Not dead. Or trapped under something heavy.

Just busy...and woefully inattentive to my blog. Which probably disappoints all three of my readers. Sigh. It's been a whirlwind week of going hither and yon, it seems and that'll probably continue for the rest of the month. I jetted off to St. Louis this weekend for a 48-hour shot-in-the-arm of the people I love and an unsuccessful attempt to get a renter for our house there. I really had an outstanding time, being made a fuss over by wonderful folk and catching up with friends. I love Ann Arbor, but you St. Louis people are my backbone.

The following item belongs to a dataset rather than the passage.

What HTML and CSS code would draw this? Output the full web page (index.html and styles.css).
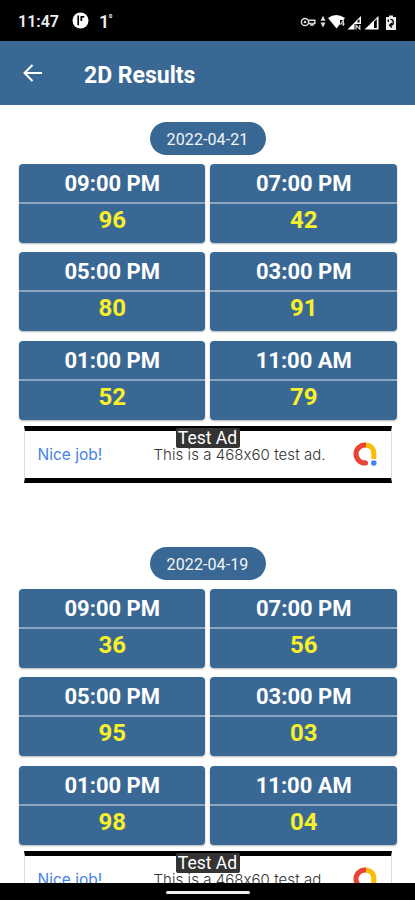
FILE: index.html
```html
<!DOCTYPE html>
<html lang="en">
	<head>
		<meta charset="UTF-8" />
		<meta name="viewport" content="width=device-width, initial-scale=1.0" />
		<title>2D Results</title>
		<link rel="stylesheet" href="styles.css">
	</head>
	<body>
		<div class="screen">
			<div class="status">
				<span class="clock">11:47</span>
				<svg class="app_icon" width="17" height="17" viewBox="0 0 17 17">
					<circle cx="8.5" cy="8.5" r="8" fill="#fff" />
					<path d="M6.2 3.5V13.2M9.3 9V4.8H12.2" fill="none" stroke="#000" stroke-width="1.7" />
				</svg>
				<span class="temp">1<i>°</i></span>
				<svg class="signals" width="98" height="18" viewBox="0 0 98 18">
					<g fill="none" stroke="#ddd" stroke-width="1.5">
						<circle cx="5" cy="9" r="3.6" />
						<circle cx="5" cy="9" r="0.6" />
						<path d="M8.2 7.2H14.8V10.6H13V12H11V10.6H8.2" />
					</g>
					<g transform="translate(5 0)">
						<path d="M15.5 7.8L18 2.8L20.5 7.8ZM15.5 9.4L18 14.4L20.5 9.4Z" fill="#ddd" />
						<path d="M23 5Q31 -1 40 5L31.5 15.5Z" fill="#fff" />
						<path d="M35 7H41V15H35Z" fill="#000" />
						<path d="M38.4 13V7.4L35.8 11H39.8" fill="none" stroke="#ccc" stroke-width="1.2" />
						<path d="M42.5 16.6L56 3V16.6Z" fill="#fff" />
						<path d="M52.5 8L54.5 6V9.5H52.5ZM49.5 11H56.5V17H49.5Z" fill="#000" />
						<path d="M51 16.4V12.4L54.8 16V12" fill="none" stroke="#ddd" stroke-width="1.2" />
						<path d="M59.5 16.6L73.5 3V16.6Z" fill="#fff" />
						<path d="M69 8.7L71.8 6V15H69Z" fill="#000" />
						<path d="M81 4H84V2.5H88V4H91V17H81Z" fill="#eee" />
						<path d="M85.4 6.4C89.2 6.4 89.2 12 85.8 12.2M87 10L84.5 12.2L87 14.4M83.3 6.4V9" fill="none" stroke="#000" stroke-width="1.3" />
					</g>
				</svg>
			</div>
			<div class="header">
				<svg class="back" width="20" height="18" viewBox="0 0 20 18">
					<path d="M19 9H2M9.5 1L1.5 9L9.5 17" fill="none" stroke="#fff" stroke-width="2" />
				</svg>
				<h1>2D Results</h1>
			</div>
			<div class="content">
				<div class="day">
					<div class="date">2022-04-21</div>
					<div class="results">
						<div class="card"><h2>09:00 PM</h2><p>96</p></div>
						<div class="card"><h2>07:00 PM</h2><p>42</p></div>
						<div class="card"><h2>05:00 PM</h2><p>80</p></div>
						<div class="card"><h2>03:00 PM</h2><p>91</p></div>
						<div class="card"><h2>01:00 PM</h2><p>52</p></div>
						<div class="card"><h2>11:00 AM</h2><p>79</p></div>
					</div>
					<div class="ad">
						<span class="nice">Nice job!</span>
						<span class="ad_text">This is a 468x60 test ad.</span>
						<svg class="admob" width="26" height="26" viewBox="0 0 26 26">
							<path d="M13 4C18.5 4 21.8 7.5 21.8 12.5V18" fill="none" stroke="#fbbc04" stroke-width="5" />
							<path d="M13.5 22H13A9 9 0 0 1 13 4H14" fill="none" stroke="#ea4335" stroke-width="5" />
							<circle cx="13.5" cy="22" r="2.5" fill="#ea4335" />
							<circle cx="21.8" cy="22" r="2.8" fill="#4285f4" />
						</svg>
						<span class="tag">Test Ad</span>
					</div>
				</div>
				<div class="day">
					<div class="date">2022-04-19</div>
					<div class="results">
						<div class="card"><h2>09:00 PM</h2><p>36</p></div>
						<div class="card"><h2>07:00 PM</h2><p>56</p></div>
						<div class="card"><h2>05:00 PM</h2><p>95</p></div>
						<div class="card"><h2>03:00 PM</h2><p>03</p></div>
						<div class="card"><h2>01:00 PM</h2><p>98</p></div>
						<div class="card"><h2>11:00 AM</h2><p>04</p></div>
					</div>
					<div class="ad">
						<span class="nice">Nice job!</span>
						<span class="ad_text">This is a 468x60 test ad.</span>
						<svg class="admob" width="26" height="26" viewBox="0 0 26 26">
							<path d="M13 4C18.5 4 21.8 7.5 21.8 12.5V18" fill="none" stroke="#fbbc04" stroke-width="5" />
							<path d="M13.5 22H13A9 9 0 0 1 13 4H14" fill="none" stroke="#ea4335" stroke-width="5" />
							<circle cx="13.5" cy="22" r="2.5" fill="#ea4335" />
							<circle cx="21.8" cy="22" r="2.8" fill="#4285f4" />
						</svg>
						<span class="tag">Test Ad</span>
					</div>
				</div>
			</div>
			<div class="nav"><div class="handle"></div></div>
		</div>
	</body>
</html>
```
FILE: styles.css
```css
* {
	margin: 0;
	padding: 0;
	box-sizing: border-box;
}
body {
	font-family: Roboto, "Liberation Sans", sans-serif;
	background: #fff;
}

.screen {
	width: 415px;
	height: 900px;
	display: flex;
	flex-direction: column;
	overflow: hidden;
}

.status {
	height: 41px;
	flex: none;
	display: flex;
	align-items: center;
	padding: 0 17px 0 18px;
	background: #000;
	color: #eee;
}
.status .clock {
	width: 54px;
	padding-top: 2px;
	font-size: 16px;
	font-weight: 600;
}
.status .temp {
	margin-left: 10px;
	padding-top: 1px;
	font-size: 18px;
	font-weight: 600;
}
.status .temp i {
	font-size: 12px;
	font-style: normal;
	vertical-align: 4px;
	margin-left: -1px;
}
.status .signals {
	margin-left: auto;
	margin-top: 3px;
	width: 98px;
}

.header {
	height: 64px;
	flex: none;
	display: flex;
	align-items: center;
	padding-left: 23px;
	background: #3a6895;
	color: #fff;
}
.header h1 {
	margin: 5px 0 0 41px;
	font-size: 23px;
	line-height: 28px;
	font-weight: 700;
}

.content {
	flex: 1;
	min-height: 0;
	overflow: hidden;
	padding-top: 17px;
}
.day {
	height: 425px;
	display: flex;
	flex-direction: column;
	align-items: center;
}
.date {
	width: 116px;
	height: 33px;
	flex: none;
	line-height: 35px;
	border-radius: 17px;
	text-align: center;
	font-size: 16px;
	letter-spacing: 0.1px;
	background: #3a6895;
	color: #f2f5f8;
}

.results {
	width: 378px;
	margin-top: 9px;
	display: grid;
	grid-template-columns: 1fr 1fr;
	gap: 9.4px 5px;
}
.card {
	height: 79px;
	border-radius: 4px;
	text-align: center;
	background: #3a6895;
	box-shadow: 0 1px 2px rgba(0, 0, 0, 0.3);
}
.card h2 {
	height: 40px;
	line-height: 40px;
	padding-left: 1px;
	font-size: 22px;
	font-weight: 700;
	color: #fff;
	border-bottom: 2px solid #8ba6c0;
}
.card p {
	line-height: 33px;
	padding-left: 1px;
	font-size: 24px;
	font-weight: 700;
	color: #f7f02a;
}

.ad {
	position: relative;
	width: 368px;
	height: 57px;
	flex: none;
	margin-top: 6px;
	padding-left: 13px;
	display: flex;
	align-items: center;
	background: #fff;
	border: 1px solid #ddd;
	border-top: 5px solid #000;
	border-bottom: 5px solid #000;
	font-family: Inter, "Open Sans", sans-serif;
	font-feature-settings: "calt" 0;
}
.ad .nice {
	width: 116px;
	font-size: 15.5px;
	color: #4482e8;
}
.ad .ad_text {
	width: 198px;
	font-size: 15px;
	letter-spacing: 0.05px;
	color: #333;
	font-weight: 300;
	white-space: nowrap;
}
.ad .tag {
	position: absolute;
	left: 151px;
	top: -3px;
	width: 64px;
	height: 20px;
	line-height: 21px;
	border-radius: 2px;
	text-align: center;
	font-family: Roboto, sans-serif;
	font-size: 17.5px;
	background: #333;
	color: #fff;
}

.nav {
	height: 17px;
	flex: none;
	padding-top: 8px;
	background: #000;
}
.nav .handle {
	width: 84px;
	height: 3px;
	margin: 0 auto;
	border-radius: 2px;
	background: #eee;
}
```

I traveled back to Ann Arbor yesterday, which just happened to be September 11. That meant I was standing in the "B" boarding group line at the Southwest terminal in St. Louis when we were bid, by a pre-recorded message from the department of Homeland Security, to observe a moment of silence at 9:46 (8:46 St. Louis time) - the moment the first plane hit the World Trade Center. It was a strange thing indeed to hear a terminal fall silent or, actually, almost silent as some people don't seem to be able to stop talking for an entire minute for any reason. But did it feel meaningful or important? Hard to say. I certainly didn't feel any spirit of camaraderie with my fellow boarding passengers.

What did strike me, however, was how I felt boarding the plane yesterday morning - normal and insignificant. And I think about how those people simply had no idea, how normal their lives must have been, the places their minds were wandering before everything changed in a matter of minutes.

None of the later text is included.